Criticism of the climate talks

Since the beginning of the climate talks in the early 1990s, global CO2 emissions have continued to increase by more than 50 per cent. There is a marked discrepancy between objectives put down on paper and objectives that have actually been achieved. There is also a major imbalance in the contribution of burdens and costs. While the consequences of climate change are on a global scale, those most responsible for it are industrialized and emerging countries that continue to use fossil fuels. Small island states in the Pacific Ocean are already suffering hugely from the effects of climate change—entire groups of islands will be uninhabitable in the future. From the point of view of the affected island states, the agreements do not go far enough; they demand much more stringent rules for the scaling-down of the greenhouse gas emissions as well as for fair rules for the distribution of incurring costs.

Besides the question of climate justice, various environmental groups and academics query the basic assumption of the UN negotiations that continued economic growth with less natural resource consumption will lead to a solution of the problems. They criticize that the focus is on purely technological solutions and economic mechanisms and that alternative concepts and ideas that may be critical of economic growth are not taken into consideration.

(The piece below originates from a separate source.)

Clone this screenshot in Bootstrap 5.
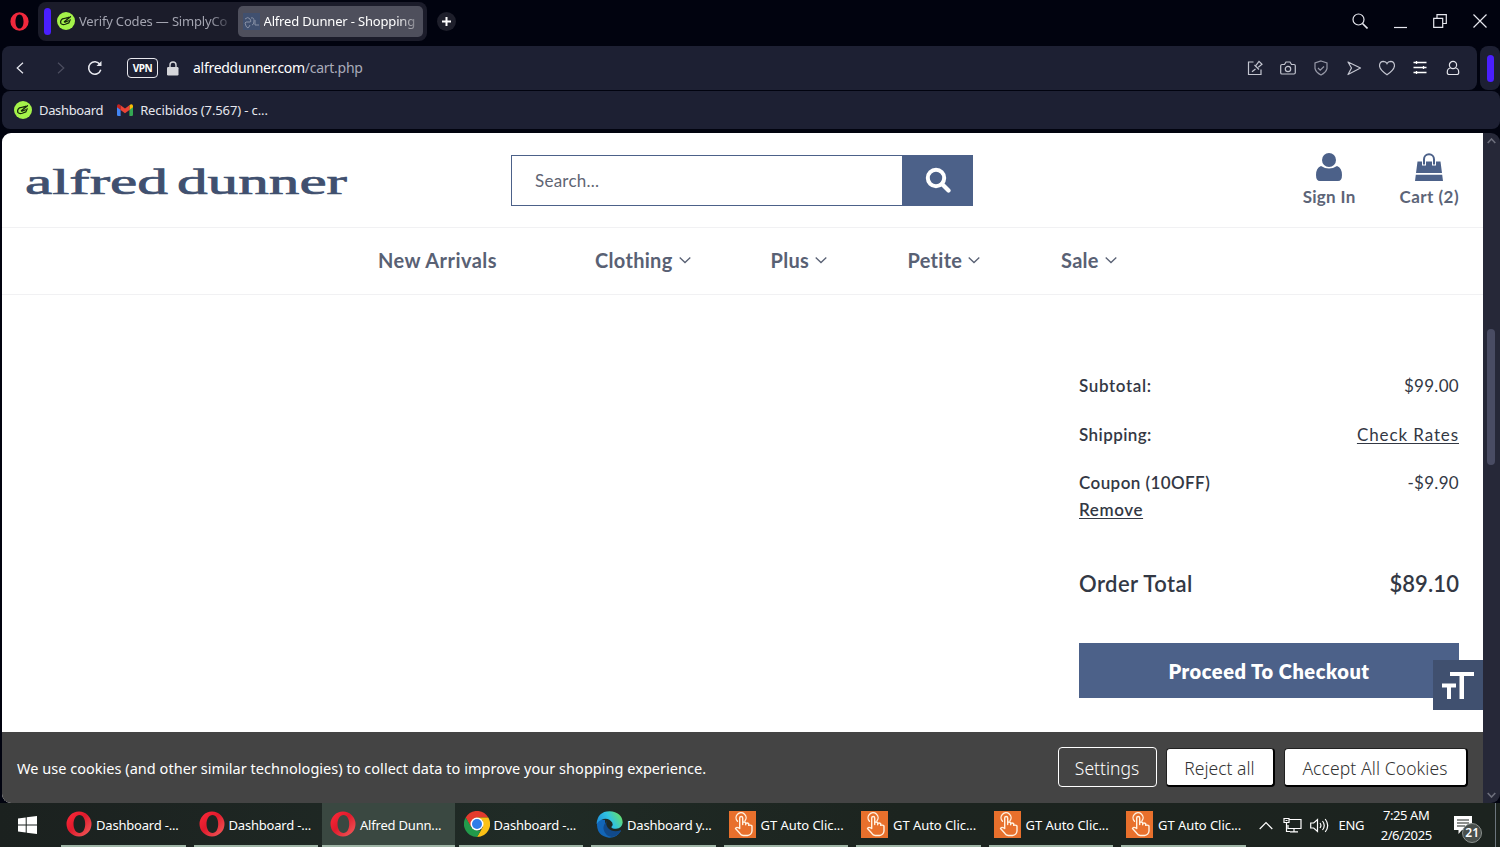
<!DOCTYPE html>
<html lang="en">
<head>
<meta charset="utf-8">
<title>Alfred Dunner - Shopping Cart</title>
<link href="https://cdn.jsdelivr.net/npm/bootstrap@5.3.0/dist/css/bootstrap.min.css" rel="stylesheet">
<style>
body{height:847px;overflow:hidden;background:#01030f;font-family:"Noto Sans","Open Sans",sans-serif;font-size:13px;line-height:1.2;color:#e6e7ee}
svg{display:block;flex:none}
.line-ico{fill:none;stroke:currentColor;stroke-width:1.2}
.tabstrip{height:46px}
.opera-mark{margin-left:10px;margin-right:9px}
.island{height:39px;width:389px;border-radius:8px;background:#1b1c2a;padding:0 4px 0 6px;margin-top:-4px}
.island-bar{width:7px;height:27px;border-radius:4px;background:#4a1fff}
.tab-idle{width:187px;color:#a3a4b0;padding-left:6px}
.tab-on{width:186px;height:31px;border-radius:5px;background:#4e4f5c;color:#fff;padding-left:5px}
.fade-end{white-space:nowrap;padding-top:2px;letter-spacing:-.17px;-webkit-mask-image:linear-gradient(90deg,#000 88%,rgba(0,0,0,.3));mask-image:linear-gradient(90deg,#000 88%,rgba(0,0,0,.3))}
.plus-tab{width:19px;height:19px;border-radius:50%;background:#1e1f2b;margin-left:10px;margin-top:-4px}
.win-ctl{margin-top:-4px;gap:26px;padding-right:13px}
.barbox{background:#1d2033;border-radius:8px}
.addr{height:44px;margin-left:2px;margin-right:3px}
.vpn{width:31px;height:20px;border:1.5px solid #e8e8ee;border-radius:4px;font-size:10px;font-weight:700;color:#fff;letter-spacing:-.4px}
.side-toggle{width:20px;height:44px}
.side-toggle i{width:7px;height:27px;border-radius:4px;background:#4a1fff}
.url{font-size:14px;color:#fff;letter-spacing:-.28px}
.url span{color:#a9abb9}
.marks{height:38px;margin:1px 0 0 2px;padding-left:12px}
.marks span{padding-top:2px}
.viewport{height:670px;margin:4px 0 0 2px;border-radius:9px;overflow:hidden;background:#262838}
.page{width:1481px;background:#fff;font-family:Lato,sans-serif;color:#333844}
.shop-head{height:95px;border-bottom:1px solid #f1f1f3}
.shop-nav{height:67px;border-bottom:1px solid #f1f1f3;font-size:20px;font-weight:700;color:#596174;padding-left:376px;padding-bottom:2px;letter-spacing:.3px}
.brandmark{margin-left:22px;width:326px;margin-top:6px;font-family:"Liberation Serif",serif;font-size:36px}
.finder{width:462px;height:51px;margin-left:161px}
.finder .form-control{border:1px solid #4c6189;border-radius:0;font-size:17px;color:#596174;padding:2px 22px 0 23px;background:#fff;box-shadow:none;letter-spacing:.25px}
.finder .form-control::placeholder{color:#5f6573;opacity:1}
.finder .btn{width:71px;border-radius:0;background:#4c6189;padding:0}
.acct{color:#5c6477;font-size:17px;font-weight:700;line-height:20px;letter-spacing:.3px}
.acct-label{margin-top:6px}
.totals{width:380px;margin-left:1077px;padding-top:77px;font-size:17px;line-height:27px;letter-spacing:.3px}
.totals dt{font-weight:600;letter-spacing:.42px}
.totals dd{margin:0}
.totals .trow{margin-bottom:21.6px}
.totals a{color:inherit;text-decoration:underline;text-underline-offset:2px;text-decoration-thickness:1px}
.grand{font-size:22px;font-weight:600;letter-spacing:.1px;padding-top:25px}
.totals .checkout{text-decoration:none}
.checkout{height:55px;margin-top:46px;border-radius:0;background:#4c6189;color:#fff!important;font-size:20px;font-weight:800;letter-spacing:.55px;padding-bottom:5px}
.textsize{right:0;bottom:93px;width:50px;height:50px;background:#40506f}
.cookies{height:71px;background:#444;color:#fff;font-family:"Noto Sans",sans-serif;font-size:14.5px;padding:0 15.500px 1px 15px}
.cookies .btn{font-family:"Noto Sans",sans-serif;font-weight:300;font-size:17.5px;padding:3px 0 0;border-radius:4px;letter-spacing:0}
.ck-set{width:99px;height:40px;border:1px solid #fff;color:#fff}
.ck-fill{height:39px;background:#fff;color:#333;border:1px solid #222;border-right:2px solid #000;border-bottom:2px solid #000}
.scroller{width:17px;padding:5px 4px}
.thumb{width:8px;height:136px;border-radius:4px;background:#494c63;margin-top:185px}
.taskbar{height:44px;background:linear-gradient(90deg,#1b211f,#202b26 35%,#1c241f 60%,#1c231f);font-size:13px;color:#fff}
.task{width:132.5px;padding:0 4px;height:44px}
.task>div{height:44px;border-bottom:2px solid #9fb5a6;padding-left:5px;white-space:nowrap}
.task-on{background:#3a4841}
.gt{width:27px;height:27px;background:#e8702c}
.tasklabel{letter-spacing:-.2px;padding-top:3px;margin-left:4px}
.tasklabel.gtl{letter-spacing:-.05px;margin-left:5px}
.clock{width:60px;line-height:20px;letter-spacing:-.4px;font-size:13px}
.count{left:8px;top:7px;width:20px;height:20px;border-radius:50%;background:#494f4c;border:1px solid #8b918e;font-size:12px;font-weight:600;line-height:18px}
</style>
</head>
<body class="d-flex flex-column">
<svg width="0" height="0" class="position-absolute">
<defs>
<linearGradient id="og" x1="0" x2="1" y1="0" y2="1"><stop offset="0" stop-color="#ff2b3a"/><stop offset=".45" stop-color="#e01a2c"/><stop offset="1" stop-color="#f2605e"/></linearGradient>
<linearGradient id="eg" x1="0" x2="1" y1=".6" y2=".2"><stop offset="0" stop-color="#1d8fdc"/><stop offset=".5" stop-color="#31c3e0"/><stop offset="1" stop-color="#6be35c"/></linearGradient>
<symbol id="opera" viewBox="0 0 26 26"><path fill="url(#og)" fill-rule="evenodd" d="M13 .5a12.500 12.500 0 1 1 0 25 12.500 12.500 0 0 1 0-25zm.5 3.500c-3.600 0-6 4-6 9s2.400 9 6 9 5.700-4 5.700-9-2.100-9-5.700-9z"/></symbol>
<symbol id="simply" viewBox="0 0 18 18"><circle cx="9" cy="9" r="9" fill="#a4f24a"/><g fill="none" stroke="#15240c" stroke-width="1.200" stroke-linejoin="round" stroke-linecap="round"><path d="M9.300 6L5.500 6.800Q2.900 8.700 3.800 11.300q1.600 1.900 4.500.9l3.500-1.300 1.400-3.200"/><path d="M7.300 9.800l6.200-5.100M8 10.300l3.500-1.500M9.300 6l2.500-.8"/></g></symbol>
<symbol id="hand" viewBox="0 0 27 27"><g fill="none" stroke="#fff1e0" stroke-width="1.400" stroke-linejoin="round" stroke-linecap="round"><path d="M10.700 17.500V7a1.500 1.500 0 0 1 3 0v6.500-2q1.600-1.200 3 .2v2-1.300q1.800-1 3 .3v1.700q2.200-.8 3.300.6V20q-.5 4-4.500 4.500h-4.300q-2.200-.3-3.400-2.200L6.500 17.500q.8-2.200 4.200 0"/><path d="M8.500 10.300a5 5 0 1 1 7.500-.4"/></g></symbol>
<symbol id="chev" viewBox="0 0 12 8"><path d="M.7 1.500l5.300 5 5.300-5" fill="none" stroke="#596174" stroke-width="1.300"/></symbol>
</defs></svg>

<header class="tabstrip d-flex align-items-center flex-shrink-0">
  <svg class="opera-mark" width="19" height="19" viewBox="0 0 26 26" style="margin-top:-3px"><path fill="#f0283c" fill-rule="evenodd" d="M13 .5a12.500 12.500 0 1 1 0 25 12.500 12.500 0 0 1 0-25zm0 2.800c-3.500 0-5.500 4.500-5.500 9.700s2 9.700 5.500 9.700 5.500-4.500 5.500-9.700-2-9.700-5.500-9.700z"/></svg>
  <div class="island d-flex align-items-center">
    <div class="island-bar"></div>
    <div class="tab-idle d-flex align-items-center gap-1"><svg width="18" height="18"><use href="#simply"/></svg><span class="fade-end">Verify Codes — SimplyCo</span></div>
    <div class="tab-on d-flex align-items-center gap-1"><svg width="17" height="17" viewBox="0 0 17 17"><path fill="#40506f" d="M0 0h17v17H0z"/><path d="M2 6q3-3 5 0t0 3-4 0 0 4 4-1M8 5q3-1 3 3t-2 4M12 7v5h4" fill="none" stroke="#8790a5"/></svg><span class="fade-end">Alfred Dunner - Shopping</span></div>
  </div>
  <div class="plus-tab d-flex align-items-center justify-content-center"><svg width="9" height="9" viewBox="0 0 9 9"><path d="M4.500 0v9M0 4.500h9" stroke="#fff" stroke-width="2"/></svg></div>
  <div class="win-ctl d-flex align-items-center ms-auto">
    <svg class="line-ico" width="16" height="16" viewBox="0 0 16 16"><circle cx="6.500" cy="6.500" r="5.500"/><path d="M10.500 10.500L15.500 15.500" stroke-width="1.600"/></svg>
    <svg class="line-ico" width="13" height="16" viewBox="0 0 13 16"><path d="M0 14.500h13"/></svg>
    <svg class="line-ico" width="14" height="14" viewBox="0 0 14 14"><path d="M.7 4.300h9v9h-9zM4 4V.7h9.300v8.800H10"/></svg>
    <svg class="line-ico" width="14" height="14" viewBox="0 0 14 14"><path d="M.5.5l13 13M13.500.5l-13 13"/></svg>
  </div>
</header>

<div class="d-flex flex-shrink-0">
  <nav class="barbox addr flex-fill d-flex align-items-center">
    <svg class="line-ico" width="8" height="12" viewBox="0 0 8 12" style="margin-left:14px"><path d="M7 .7L1.200 6 7 11.300"/></svg>
    <svg class="line-ico" width="8" height="12" viewBox="0 0 8 12" style="margin-left:33px;color:#4c4e60"><path d="M1 .7L6.800 6 1 11.300"/></svg>
    <svg class="line-ico" width="16" height="16" viewBox="0 0 16 16" style="margin-left:22px"><path d="M13.800 9.800A6.200 6.200 0 1 1 13 4.500" stroke-width="1.500"/><path d="M14.500 1v5H9.500z" fill="currentColor" stroke="none"/></svg>
    <div class="vpn d-flex align-items-center justify-content-center" style="margin-left:24px">VPN</div>
    <svg width="12" height="15" viewBox="0 0 12 15" style="margin-left:9px"><path d="M3 7V4a3 3 0 0 1 6 0v3" fill="none" stroke="#d5d6da" stroke-width="1.400"/><rect y="6" width="11.500" height="8.500" rx="1.200" fill="#d5d6da"/></svg>
    <div class="url" style="margin-left:14px">alfreddunner.com<span>/cart.php</span></div>
    <div class="d-flex align-items-center ms-auto" style="gap:17px;padding-right:16px;color:#c3c5d0">
      <svg class="line-ico" width="16" height="16" viewBox="0 0 16 16"><path d="M6.500 2H1.500v12.500H14V9.500M7.500 5l4.500 4.500M9 5.300l3-4L15 4.300l-3.700 2.900M8.500 9L5 11.800"/></svg>
      <svg class="line-ico" width="16" height="16" viewBox="0 0 16 16"><path d="M2 4.500h2.500L6 2h4l1.500 2.500H14a1.300 1.300 0 0 1 1.300 1.300v7A1.300 1.300 0 0 1 14 14H2a1.300 1.300 0 0 1-1.300-1.300v-7A1.300 1.300 0 0 1 2 4.500z"/><circle cx="8" cy="9" r="2.700"/></svg>
      <svg class="line-ico" width="16" height="16" viewBox="0 0 16 16" color="#9698a7"><path d="M8 1l6 2v5.500q-1 4-6 6.500-5-2.500-6-6.500V3zM5 8l2.200 2.200L11 6.500"/></svg>
      <svg class="line-ico" width="16" height="16" viewBox="0 0 16 16"><path d="M2 2l12.500 6L2 14.500 5.500 8z" stroke-linejoin="round"/></svg>
      <svg class="line-ico" width="16" height="16" viewBox="0 0 16 16"><path d="M8 14.800Q.5 9.500.5 5.500.8 1.500 4.300 1.300 7 1.300 8 3.500q1-2.200 3.700-2.200 3.500.2 3.800 4.200 0 4-7.500 9.300z"/></svg>
      <svg class="line-ico" width="16" height="16" viewBox="0 0 16 16" color="#fff"><path d="M1.500 2.500h13M1.500 7.500h13M1.500 12.500h13M4.500 1v3M11.500 6v3M4.500 11v3" stroke-width="1.300"/></svg>
      <svg class="line-ico" width="16" height="16" viewBox="0 0 16 16" color="#e2e3ea"><circle cx="8" cy="5" r="3.600"/><path d="M5.500 8Q2.300 8.500 2.300 12v.7q0 1.800 2 1.800h7.400q2 0 2-1.800V12q0-3.500-3.200-4"/></svg>
    </div>
  </nav>
  <div class="barbox side-toggle d-flex align-items-center justify-content-center"><i></i></div>
</div>

<nav class="barbox marks d-flex align-items-center flex-shrink-0">
  <svg width="18" height="18"><use href="#simply"/></svg>
  <span style="margin-left:7px;letter-spacing:-.35px">Dashboard</span>
  <svg width="16" height="12" viewBox="0 0 16 12" style="margin-left:14px"><path fill="#4285f4" d="M0 2.500l3.600 2.700V12H1.200A1.200 1.200 0 0 1 0 10.800z"/><path fill="#34a853" d="M16 2.500l-3.600 2.700V12h2.400a1.200 1.200 0 0 0 1.200-1.200z"/><path fill="#fbbc04" d="M12.400 1.200L14 .2Q16 0 16 2v1.200l-3.600 2.700z"/><path fill="#c5221f" d="M3.600 1.200L2 .2Q0 0 0 2v1.200l3.600 2.700z"/><path fill="#ea4335" d="M3.600 1.200L8 4.500l4.400-3.300v4.700L8 9.200 3.600 5.900z"/></svg>
  <span style="margin-left:7px;letter-spacing:-.12px">Recibidos (7.567) - c...</span>
</nav>

<main class="viewport d-flex flex-shrink-0">
  <div class="page position-relative d-flex flex-column">
    <div class="shop-head d-flex align-items-center flex-shrink-0">
      <svg class="brandmark" width="326" height="40" viewBox="0 0 326 40" fill="#40506f" stroke="#40506f" stroke-width=".7"><text x="1" y="31" textLength="143" lengthAdjust="spacingAndGlyphs">alfred</text><text x="153" y="31" textLength="170" lengthAdjust="spacingAndGlyphs">dunner</text></svg>
      <div class="finder input-group flex-nowrap">
        <input class="form-control" placeholder="Search...">
        <button class="btn d-flex align-items-center justify-content-center"><svg width="26" height="26" viewBox="0 0 26 26"><circle cx="11" cy="11" r="8.200" fill="none" stroke="#fff" stroke-width="4"/><path d="M17 17l6.500 6.500" stroke="#fff" stroke-width="4.200" stroke-linecap="round"/></svg></button>
      </div>
      <div class="acct d-flex text-center ms-auto" style="gap:44px;padding-right:24px">
        <div><svg class="mx-auto" width="26" height="28" viewBox="0 0 26 28" fill="#4c6189"><circle cx="13" cy="7" r="7"/><path d="M5 13q8 5 16 0 5 2 5 9 0 6-4 6H4q-4 0-4-6 0-7 5-9z"/></svg><div class="acct-label">Sign In</div></div>
        <div><svg class="mx-auto" width="28" height="28" viewBox="0 0 28 28"><path d="M2.500 8.500h23L27 20H1zM.8 21.800h26.400L28 28H0z" fill="#4c6189"/><path d="M9 12.500V7.500a5 5 0 0 1 10 0v5" fill="none" stroke="#fff" stroke-width="4"/><path d="M9 11.500V6.300a5 5 0 0 1 10 0v5.200" fill="none" stroke="#4c6189" stroke-width="2"/></svg><div class="acct-label" style="letter-spacing:.45px">Cart (2)</div></div>
      </div>
    </div>
    <nav class="shop-nav d-flex align-items-center flex-shrink-0">
      <span style="width:217px;letter-spacing:.45px">New Arrivals</span>
      <span class="d-flex align-items-center" style="width:175.500px;gap:6px">Clothing <svg width="12" height="8"><use href="#chev"/></svg></span>
      <span class="d-flex align-items-center" style="width:137px;gap:6px">Plus <svg width="12" height="8"><use href="#chev"/></svg></span>
      <span class="d-flex align-items-center" style="width:153.500px;gap:6px">Petite <svg width="12" height="8"><use href="#chev"/></svg></span>
      <span class="d-flex align-items-center" style="gap:6px">Sale <svg width="12" height="8"><use href="#chev"/></svg></span>
    </nav>
    <section class="totals flex-fill">
      <dl class="m-0">
        <div class="trow d-flex justify-content-between"><dt style="letter-spacing:.62px">Subtotal:</dt><dd>$99.00</dd></div>
        <div class="trow d-flex justify-content-between"><dt>Shipping:</dt><dd><a href="#" style="letter-spacing:.9px">Check Rates</a></dd></div>
        <div class="trow d-flex justify-content-between"><dt>Coupon (10OFF)<br><a href="#" style="letter-spacing:.6px">Remove</a></dt><dd>-$9.90</dd></div>
        <div class="grand d-flex justify-content-between"><dt>Order Total</dt><dd>$89.10</dd></div>
      </dl>
      <a class="checkout btn w-100 d-flex align-items-center justify-content-center" href="#">Proceed To Checkout</a>
    </section>
    <div class="textsize position-absolute"><svg width="50" height="50" viewBox="0 0 50 50" fill="#fff"><path d="M17 12h24v4H31v23h-4.500V16H17zM9 23.500h14v4h-5V39h-4V27.500H9z"/></svg></div>
    <footer class="cookies d-flex align-items-center flex-shrink-0">
      <span class="me-auto pt-1" style="letter-spacing:.03px">We use cookies (and other similar technologies) to collect data to improve your shopping experience.</span>
      <button class="btn ck-set">Settings</button>
      <button class="btn ck-fill" style="width:109px;margin-left:9px">Reject all</button>
      <button class="btn ck-fill" style="width:184px;margin-left:9px;letter-spacing:.1px">Accept All Cookies</button>
    </footer>
  </div>
  <div class="scroller flex-shrink-0 d-flex flex-column">
    <svg width="9" height="6" viewBox="0 0 9 6"><path d="M.7 5l3.800-4 3.800 4" fill="none" stroke="#6d6f7c" stroke-width="1.600"/></svg>
    <div class="thumb"></div>
    <svg class="mt-auto" width="9" height="6" viewBox="0 0 9 6"><path d="M.7 1l3.800 4 3.800-4" fill="none" stroke="#6d6f7c" stroke-width="1.600"/></svg>
  </div>
</main>

<footer class="taskbar d-flex align-items-center flex-shrink-0">
  <svg width="19" height="18" viewBox="0 0 19 18" fill="#fff" style="margin:0 20.500px 0 17.500px"><path d="M0 2.600L7.700 1.500v7H0zM8.700 1.300L19 0v8.500H8.700zM0 9.500h7.700v7L0 15.400zM8.700 9.500H19V18L8.700 16.700z"/></svg>
  <div class="task"><div class="d-flex align-items-center"><svg width="26" height="26"><use href="#opera"/></svg><span class="tasklabel">Dashboard -...</span></div></div>
  <div class="task"><div class="d-flex align-items-center"><svg width="26" height="26"><use href="#opera"/></svg><span class="tasklabel">Dashboard -...</span></div></div>
  <div class="task px-0 task-on"><div class="d-flex align-items-center" style="padding-left:8px"><svg width="26" height="26"><use href="#opera"/></svg><span class="tasklabel">Alfred Dunn...</span></div></div>
  <div class="task"><div class="d-flex align-items-center"><svg width="26" height="26" viewBox="0 0 26 26"><path fill="#e33b2e" d="M1.700 6.500a13 13 0 0 1 22.600 0H13L7 16.500z"/><path fill="#fbc116" d="M24.300 6.500A13 13 0 0 1 13 26l5.700-9.700L18.700 9.700 13 6.500z"/><path fill="#229a4b" d="M13 26A13 13 0 0 1 1.700 6.500L7.400 16.200 13 19.500h3.800z"/><circle cx="13" cy="13" r="6.500" fill="#fff"/><circle cx="13" cy="13" r="5" fill="#2f7de8"/></svg><span class="tasklabel">Dashboard -...</span></div></div>
  <div class="task"><div class="d-flex align-items-center"><svg width="27" height="27" viewBox="0 0 27 27"><path fill="#1266b8" d="M1 11Q4 7.500 9 9q-1 9 6 12 5 1.800 10-1.500Q21 27 13 26.700 0 25 1 11z"/><path fill="#114a8b" d="M11 10q-2 3 1 7 5 5 12.500 2.300.8 0 .3.900Q22 25 16 26q-7-1-8.500-8-.3-5 3.500-8z"/><path fill="url(#eg)" d="M.5 13Q1.500.5 13.500.3 26 1 26.700 11.500 26 17.500 20 17.700q-5 0-4.500-2 2-2 .7-4.200Q13 6.500 7 8 2.500 9.300.5 13z"/></svg><span class="tasklabel">Dashboard y...</span></div></div>
  <div class="task"><div class="d-flex align-items-center"><svg class="gt" width="27" height="27"><use href="#hand"/></svg><span class="tasklabel gtl">GT Auto Clic...</span></div></div>
  <div class="task"><div class="d-flex align-items-center"><svg class="gt" width="27" height="27"><use href="#hand"/></svg><span class="tasklabel gtl">GT Auto Clic...</span></div></div>
  <div class="task"><div class="d-flex align-items-center"><svg class="gt" width="27" height="27"><use href="#hand"/></svg><span class="tasklabel gtl">GT Auto Clic...</span></div></div>
  <div class="task"><div class="d-flex align-items-center"><svg class="gt" width="27" height="27"><use href="#hand"/></svg><span class="tasklabel gtl">GT Auto Clic...</span></div></div>
  <svg class="line-ico" width="14" height="9" viewBox="0 0 14 9" style="margin-left:9px"><path d="M.7 8L7 1.500 13.300 8"/></svg>
  <svg class="line-ico" width="19" height="16" viewBox="0 0 19 16" style="margin-left:10px"><path d="M6 2.500h12v9H5V8M11 11.500v3M7 14.800h8M1 1.500h5v4H1zM3.500 5.500v9H7M2.500 3.500h2"/></svg>
  <svg class="line-ico" width="20" height="15" viewBox="0 0 20 15" style="margin-left:8px"><path d="M.7 5h3L7.500 1.500v12L3.700 10h-3zM10 5q1.800 2.500 0 5M12.500 3q3.500 4.500 0 9M15.200 1q5 6.500 0 13"/></svg>
  <span style="margin-left:9px;padding-top:2px;letter-spacing:-.3px">ENG</span>
  <div class="clock text-center" style="margin-left:12px">7:25 AM<br>2/6/2025</div>
  <div class="position-relative" style="margin-left:18px"><svg width="18" height="19" viewBox="0 0 18 19"><path fill="#fff" d="M0 0h18v14H8l-3.500 4V14H0z"/><path d="M3 4h12M3 7h12M3 10h8" stroke="#1c231f" stroke-width="1.200"/></svg><span class="count position-absolute text-center">21</span></div>
  <div class="ms-auto me-1 border-start border-secondary align-self-stretch"></div>
</footer>
<script src="https://cdn.jsdelivr.net/npm/bootstrap@5.3.0/dist/js/bootstrap.bundle.min.js"></script>
</body>
</html>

The challenges brought about by climate change are therefore twofold: Its extent must be limited by climate protection, and the already unavoidable effects overcome by adaptation. The necessary measures for this are, however, expensive: The World Bank has calculated that even containing global warming to two degrees Celsius per year, 70 to 100 billion euro will still be required to fight the impacts that have already occurred.